Da FOLHA

Por JUCA KFOURI

O câncer da farra das apostas esportivas faz e fará muitos réus e muitas vítimas

Não é uma questão de moralismo, porque cada um faz de sua vida e de seu dinheiro o que bem entende desde que não prejudique ninguém com o exercício do livre-arbítrio.

Se a rara leitora e o raro leitor gostam de enriquecer as bancas e empobrecer os bolsos, problema de cada um.

Repita-se mais uma vez que a jogatina está aí, e será impossível proibi-la, porque extrapola nossas fronteiras.

Menos mau que o atual governo fez o que o anterior deixou de fazer e regulamentou com rigor o funcionamento das casas de apostas no país, que passarão a pagar impostos e ter a fiscalização possível.

O caso de Lucas Paquetá revela a que ponto a contaminação da jogatina é incontrolável.

O atleta, que ganha 48 milhões de reais por ano no West Ham, patrocinado pela Betway, está sob risco de ser banido do futebol porque denunciado como alguém que, combinado com outro brasileiro —Luiz Henrique, hoje no Botafogo, então no espanhol Real Betis, que disputa La Liga—, levou cartão amarelo em jogo da Premier League para beneficiar amigos e parentes em Duque de Caxias, na Baixada Fluminense.

Duas ironias: os apostadores, cujas altas quantias chamaram a atenção dos órgãos fiscalizadores, fizeram suas fezinhas (fezonas, no caso) via Betway, e Luiz Henrique, inocentado pela liga espanhola, joga no clube de John Textor, o empresário que acusa manipulação de resultados no futebol brasileiro.

O Real Betis nada tem a ver com as bets, frise-se.

É óbvio que Paquetá não precisa ganhar dinheiro com apostas e é muito provável que tenha brincado com amigos no Brasil sem medir as consequências, apenas para mostrar poder.

Cartões amarelos, no meio de campo, sem botar em risco o resultado dos jogos, que mal há, não é mesmo?

Pois há, e Paquetá está sentindo na carne, com até o dia 3 de junho para apresentar sua defesa final.

Ele perdeu já muito dinheiro ao ver paralisada a negociação com o Manchester City, que o quer, e acabou desconvocado da seleção brasileira quando a acusação veio a público, embora esteja novamente chamado para a Copa América.

Se profissionais desse nível complicam a carreira com as bets, imagine o cidadão comum e o incomum, aquele chegado aos malfeitos.

O Brasil já viveu de perto situações parecidas quando legalizou, e depois voltou a proibir, os bingos, alvos de duas CPIs em 2004/05. A primeira terminou sob escândalo de deputados envolvidos com a jogatina —e com denúncias de propinas para colegas aliviá-los. A segunda aconteceu no Senado.

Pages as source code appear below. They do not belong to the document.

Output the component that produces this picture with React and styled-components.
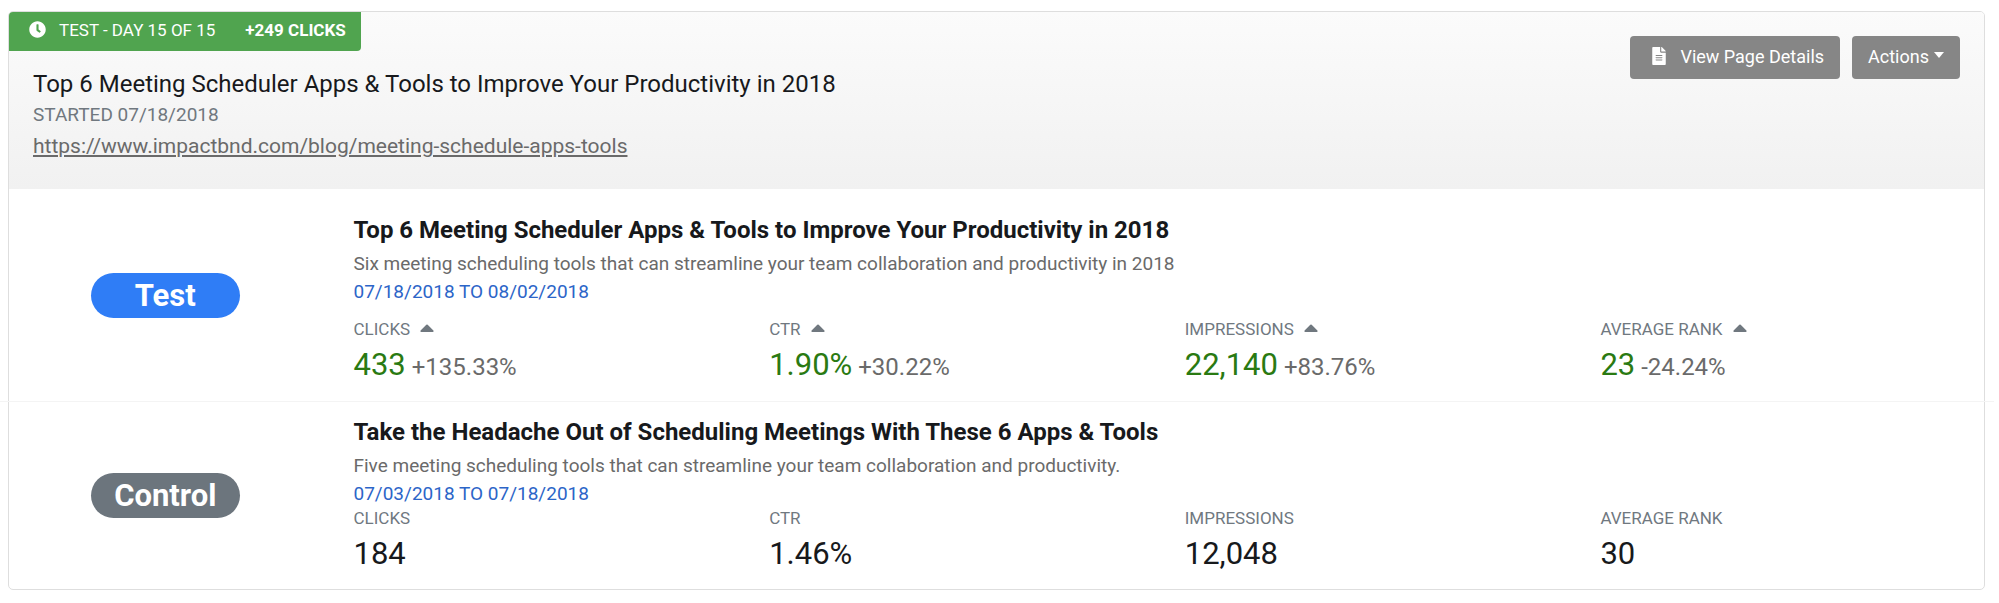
import React from 'react'
import styled, { createGlobalStyle } from 'styled-components'
import { FaClock, FaFileAlt } from 'react-icons/fa'

const theme = {
    text: '#17191c',
    muted: '#70787f',
    grey: '#6a6a6a',
    button: '#868686',
    border: '#dedede',
    divider: '#f4f4f4',
    tab: '#50a44f',
    green: '#2a7a12',
    blue: '#2f7df6',
    slate: '#6c757d',
    date: '#2c65c8',
}

const GlobalStyle = createGlobalStyle`
    * {
        box-sizing: border-box;
    }

    body {
        margin: 0;
        background: #fff;
        color: ${theme.text};
        font-family: Roboto, "Liberation Sans", sans-serif;
    }
`

const Card = styled.article`
    margin: 11px 14px 14px 8px;
    border: 1px solid ${theme.border};
    border-radius: 5px;
    background: #fff;
`

const CardHeader = styled.header`
    display: flex;
    align-items: flex-start;
    justify-content: space-between;
    border-radius: 4px 4px 0 0;
    background: linear-gradient(#fbfbfb, #f1f1f1);
`

const StatusTab = styled.div`
    display: inline-flex;
    align-items: center;
    height: 39px;
    padding: 0 15px 4px 20px;
    border-radius: 4px 0 4px 0;
    background: ${theme.tab};
    color: #fff;
    font-size: 17px;
`

const StatusText = styled.span`
    margin: 0 30px 0 13px;
`

const HeaderInfo = styled.div`
    padding: 18px 24px 26px;
`

const PageTitle = styled.h1`
    margin: 0;
    font-size: 24px;
    font-weight: 400;
    line-height: 31px;
`

const Started = styled.p`
    margin: 0;
    color: ${theme.muted};
    font-size: 19px;
    line-height: 29px;
`

const PageLink = styled.a`
    display: block;
    color: ${theme.grey};
    font-size: 21px;
    line-height: 34px;
    text-decoration: underline;
`

const HeaderActions = styled.div`
    display: flex;
    flex-shrink: 0;
    gap: 12px;
    padding: 24px;
`

const Button = styled.button`
    display: flex;
    align-items: center;
    gap: ${props => props.$gap}px;
    height: 43px;
    padding: 0 16px 3px ${props => props.$wide ? 20 : 16}px;
    border: 0;
    border-radius: 4px;
    background: ${theme.button};
    color: #fff;
    font-family: inherit;
    font-size: 18px;
    cursor: pointer;

    &:hover{
        background: #757575;
    }
`

const Caret = styled.span`
    border-top: 6px solid #fff;
    border-left: 5px solid transparent;
    border-right: 5px solid transparent;
    margin-bottom: 2px;
`

// The rows run a little wider than the card, like a grid with negative gutters
const VariantRow = styled.section`
    display: grid;
    grid-template-columns: 1fr 5fr;
    align-items: center;
    margin: 0 -10px;

    & + & {
        border-top: 1px solid ${theme.divider};
    }
`

const BadgeCell = styled.div`
    display: flex;
    justify-content: center;
`

const Badge = styled.span`
    width: 149px;
    border-radius: 23px;
    background: ${props => props.$test ? theme.blue : theme.slate};
    color: #fff;
    font-size: 31px;
    font-weight: 700;
    line-height: 45px;
    text-align: center;
`

const VariantBody = styled.div`
    padding: ${props => props.$test ? '25px 0 14px' : '14px 0 13px'};
`

const VariantTitle = styled.h2`
    margin: 0;
    padding-left: 22px;
    font-size: 24px;
    font-weight: 700;
    line-height: 33px;
`

const Description = styled.p`
    margin: 0;
    padding-left: 22px;
    color: ${theme.grey};
    font-size: 19px;
    line-height: 33px;
`

const DateRange = styled.p`
    margin: 0;
    padding-left: 22px;
    color: ${theme.date};
    font-size: 19px;
    line-height: 24px;
`

const Metrics = styled.dl`
    display: grid;
    grid-template-columns: repeat(4, 1fr);
    margin: ${props => props.$test ? 13 : 0}px 0 0;
`

const Metric = styled.div`
    padding-left: 22px;
`

const MetricLabel = styled.dt`
    display: flex;
    align-items: center;
    gap: 10px;
    color: ${theme.muted};
    font-size: 17px;
    line-height: 25px;
`

const MetricValue = styled.dd`
    margin: 0;
    color: ${props => props.$test ? theme.green : theme.text};
    font-size: 31px;
    line-height: 45px;
`

const Change = styled.span`
    color: ${theme.grey};
    font-size: 24px;
    line-height: 1;
`

const ArrowIcon = styled.svg`
    width: 14px;
    height: 8px;
    margin-bottom: 3px;
    fill: currentColor;
`

const variants = [
    {
        name: 'Test',
        test: true,
        title: 'Top 6 Meeting Scheduler Apps & Tools to Improve Your Productivity in 2018',
        description: 'Six meeting scheduling tools that can streamline your team collaboration and productivity in 2018',
        dates: '07/18/2018 TO 08/02/2018',
        metrics: [
            { label: 'CLICKS', value: '433', change: '+135.33%' },
            { label: 'CTR', value: '1.90%', change: '+30.22%' },
            { label: 'IMPRESSIONS', value: '22,140', change: '+83.76%' },
            { label: 'AVERAGE RANK', value: '23', change: '-24.24%' },
        ],
    },
    {
        name: 'Control',
        test: false,
        title: 'Take the Headache Out of Scheduling Meetings With These 6 Apps & Tools',
        description: 'Five meeting scheduling tools that can streamline your team collaboration and productivity.',
        dates: '07/03/2018 TO 07/18/2018',
        metrics: [
            { label: 'CLICKS', value: '184' },
            { label: 'CTR', value: '1.46%' },
            { label: 'IMPRESSIONS', value: '12,048' },
            { label: 'AVERAGE RANK', value: '30' },
        ],
    },
]

function UpArrow() {
    return (
        <ArrowIcon viewBox="0 0 14 8" aria-hidden="true">
            <path d="M1.2 8h11.6c.8 0 1.1-.9.6-1.4L7.7.8a1 1 0 0 0-1.4 0L.6 6.6C.1 7.1.4 8 1.2 8z" />
        </ArrowIcon>
    )
}

function Variant({ variant }) {
    const test = variant.test

    return (
        <VariantRow>
            <BadgeCell>
                <Badge $test={test}>{variant.name}</Badge>
            </BadgeCell>

            <VariantBody $test={test}>
                <VariantTitle>{variant.title}</VariantTitle>
                <Description>{variant.description}</Description>
                <DateRange>{variant.dates}</DateRange>

                {/* METRICS */}
                <Metrics $test={test}>
                    {variant.metrics.map(metric => (
                        <Metric key={metric.label}>
                            <MetricLabel>
                                {metric.label}
                                {metric.change && <UpArrow />}
                            </MetricLabel>
                            <MetricValue $test={test}>
                                {metric.value}
                                {metric.change && <Change> {metric.change}</Change>}
                            </MetricValue>
                        </Metric>
                    ))}
                </Metrics>
            </VariantBody>
        </VariantRow>
    )
}

function App() {
    return (
        <>
            <GlobalStyle />
            <Card>
                <CardHeader>
                    <div>
                        {/* TEST STATUS */}
                        <StatusTab>
                            <FaClock size={17} />
                            <StatusText>TEST - DAY 15 OF 15</StatusText>
                            <strong>+249 CLICKS</strong>
                        </StatusTab>

                        {/* PAGE INFO */}
                        <HeaderInfo>
                            <PageTitle>Top 6 Meeting Scheduler Apps & Tools to Improve Your Productivity in 2018</PageTitle>
                            <Started>STARTED 07/18/2018</Started>
                            <PageLink href="https://www.impactbnd.com/blog/meeting-schedule-apps-tools">
                                https://www.impactbnd.com/blog/meeting-schedule-apps-tools
                            </PageLink>
                        </HeaderInfo>
                    </div>

                    <HeaderActions>
                        <Button type="button" $wide $gap={12}>
                            <FaFileAlt size={18} />
                            View Page Details
                        </Button>
                        <Button type="button" $gap={5}>
                            Actions
                            <Caret />
                        </Button>
                    </HeaderActions>
                </CardHeader>

                {variants.map(variant => <Variant key={variant.name} variant={variant} />)}
            </Card>
        </>
    )
}

export default App
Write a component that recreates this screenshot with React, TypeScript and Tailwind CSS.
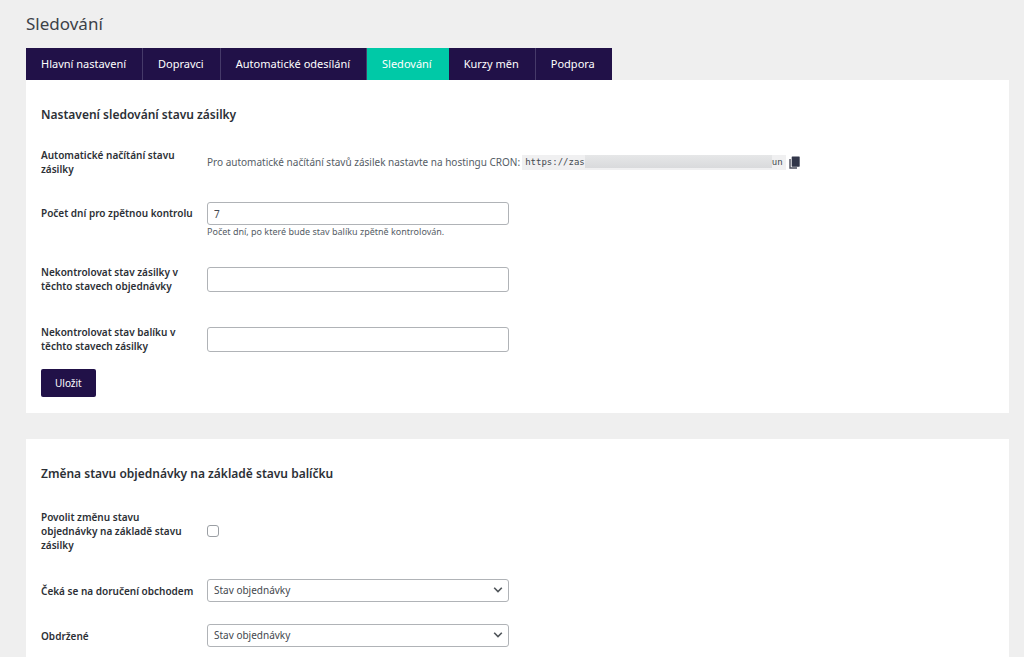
import type { ReactNode } from 'react';

const tabs = [
  'Hlavní nastavení',
  'Dopravci',
  'Automatické odesílání',
  'Sledování',
  'Kurzy měn',
  'Podpora',
];

function Tabs({ active }: { active: string }) {
  return (
    <nav className="flex flex-wrap">
      {tabs.map((tab) => (
        <a
          key={tab}
          href="#"
          aria-current={tab === active ? 'page' : undefined}
          className={
            tab === active
              ? 'border-r border-[#00c9a7] bg-[#00c9a7] py-1.5 pr-4 pl-[15px] text-[11px] leading-5 text-white'
              : 'border-r border-[#463a69] bg-[#211148] py-1.5 pr-4 pl-[15px] text-[11px] leading-5 text-white last:border-[#211148]'
          }
        >
          {tab}
        </a>
      ))}
    </nav>
  );
}

function Card({ title, children }: { title: string; children: ReactNode }) {
  return (
    <section className="bg-white px-[15px] pt-6 pb-4">
      <h2 className="text-[12px] leading-[22px] font-semibold text-[#2c3036]">{title}</h2>
      {children}
    </section>
  );
}

const rowClass = 'grid grid-cols-[150px_minmax(0,1fr)] gap-x-4';
const labelClass = 'text-[10px] leading-[14px] font-semibold text-[#2c3036]';
const fieldClass =
  'block w-full max-w-[302px] rounded-[3px] border border-[#b0b3b7] bg-white text-[10px] text-[#43484e]';

function SelectRow({ id, label }: { id: string; label: string }) {
  return (
    <div className={`${rowClass} items-center py-[11px]`}>
      <label htmlFor={id} className={`${labelClass} whitespace-nowrap`}>
        {label}
      </label>
      <div className="relative max-w-[302px]">
        <select id={id} className={`${fieldClass} h-[23px] appearance-none pr-6 pl-1.5`}>
          <option>Stav objednávky</option>
        </select>
        <svg
          viewBox="0 0 10 6"
          className="pointer-events-none absolute top-2 right-1.5 h-1.5 w-2.5"
          fill="none"
          stroke="#50555a"
          strokeWidth="1.6"
          aria-hidden="true"
        >
          <path d="M1.2 0.8 L5 4.6 L8.8 0.8" />
        </svg>
      </div>
    </div>
  );
}

export default function App() {
  return (
    <main className="h-screen overflow-hidden bg-[#efefef] pt-3 pr-[15px] pl-[26px] font-['Noto_Sans','Open_Sans',sans-serif]">
      <h1 className="mb-3 text-[17px] leading-6 text-[#3c4147]">Sledování</h1>
      <Tabs active="Sledování" />

      <Card title="Nastavení sledování stavu zásilky">
        <div className={`${rowClass} mt-2.5 items-center py-3`}>
          <span className={labelClass}>Automatické načítání stavu zásilky</span>
          <div className="flex items-center text-[10px] leading-[14px] text-[#555d66]">
            <span className="whitespace-nowrap">
              Pro automatické načítání stavů zásilek nastavte na hostingu CRON:
            </span>
            <code className="ml-0.5 flex h-[15px] items-center bg-[#f0f0f1] px-[3px] font-['DejaVu_Sans_Mono',monospace] text-[9px] text-[#444a50]">
              https://zas
              <span className="h-[13px] w-[187px] self-start bg-linear-to-b from-[#e6e7e8] to-[#d9dadc]" />
              un
            </code>
            <button type="button" aria-label="Kopírovat" className="ml-[3px]">
              <svg viewBox="0 0 11 13" className="h-[13px] w-[11px]" aria-hidden="true">
                <path d="M1 3 V12 H8" fill="none" stroke="#4b4d5c" strokeWidth="1.4" />
                <rect x="2.7" y="0.5" width="8" height="10.2" rx="0.6" fill="#32374a" />
              </svg>
            </button>
          </div>
        </div>

        <div className={`${rowClass} pt-3.5 pb-2.5`}>
          <label htmlFor="days" className={`${labelClass} pt-1 whitespace-nowrap`}>
            Počet dní pro zpětnou kontrolu
          </label>
          <div>
            <input id="days" type="text" defaultValue="7" className={`${fieldClass} h-[23px] px-1.5`} />
            <p className="text-[9px] leading-[14px] text-[#555d66]">
              Počet dní, po které bude stav balíku zpětně kontrolován.
            </p>
          </div>
        </div>

        <div className={`${rowClass} items-center py-4`}>
          <label htmlFor="order-states" className={labelClass}>
            Nekontrolovat stav zásilky v těchto stavech objednávky
          </label>
          <input id="order-states" type="text" className={`${fieldClass} h-[25px] px-1.5`} />
        </div>

        <div className={`${rowClass} items-center py-4`}>
          <label htmlFor="parcel-states" className={labelClass}>
            Nekontrolovat stav balíku v těchto stavech zásilky
          </label>
          <input id="parcel-states" type="text" className={`${fieldClass} h-[25px] px-1.5`} />
        </div>

        <button
          type="button"
          className="block rounded-[2px] bg-[#211148] px-3.5 py-[7px] text-[10px] leading-[14px] text-white"
        >
          Uložit
        </button>
      </Card>

      <div className="mt-[26px]">
        <Card title="Změna stavu objednávky na základě stavu balíčku">
          <div className={`${rowClass} mt-[9px] items-center py-4`}>
            <label htmlFor="enable" className={labelClass}>
              Povolit změnu stavu objednávky na základě stavu zásilky
            </label>
            <input
              id="enable"
              type="checkbox"
              className="h-3 w-3 appearance-none rounded-[3px] border border-[#9b9fa4] bg-white checked:bg-[#211148]"
            />
          </div>
          <SelectRow id="waiting" label="Čeká se na doručení obchodem" />
          <SelectRow id="received" label="Obdržené" />
        </Card>
      </div>
    </main>
  );
}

Então era possível resolver situações acontecidas no país dentro do Brasil.

Agora não é mais, e estão aí as bets, maiores patrocinadoras da maioria dos clubes e da CBF, com preponderante visibilidade na mídia, prontinhas para produzir enxurradas de crimes que envolverão até inocentes úteis e inúteis.

Mas a força da grana é tal que enfrenta tsunamis, mesmo que acabe derrotada, como veem os negacionistas do aquecimento global diante do derretimento das geleiras e das enchentes no Rio Grande do Sul.

Vale lembrar: dois dos três maiores escândalos no futebol brasileiro aconteceram por causa de apostas; o primeiro, as legais, manipuladas, da Loteria Esportiva, em 1982, e o segundo, fora da lei, as clandestinas, em 2005.

Tomara que Paquetá acabe inocentado na Inglaterra para que possa seguir adiante, embora nada indique que assim será.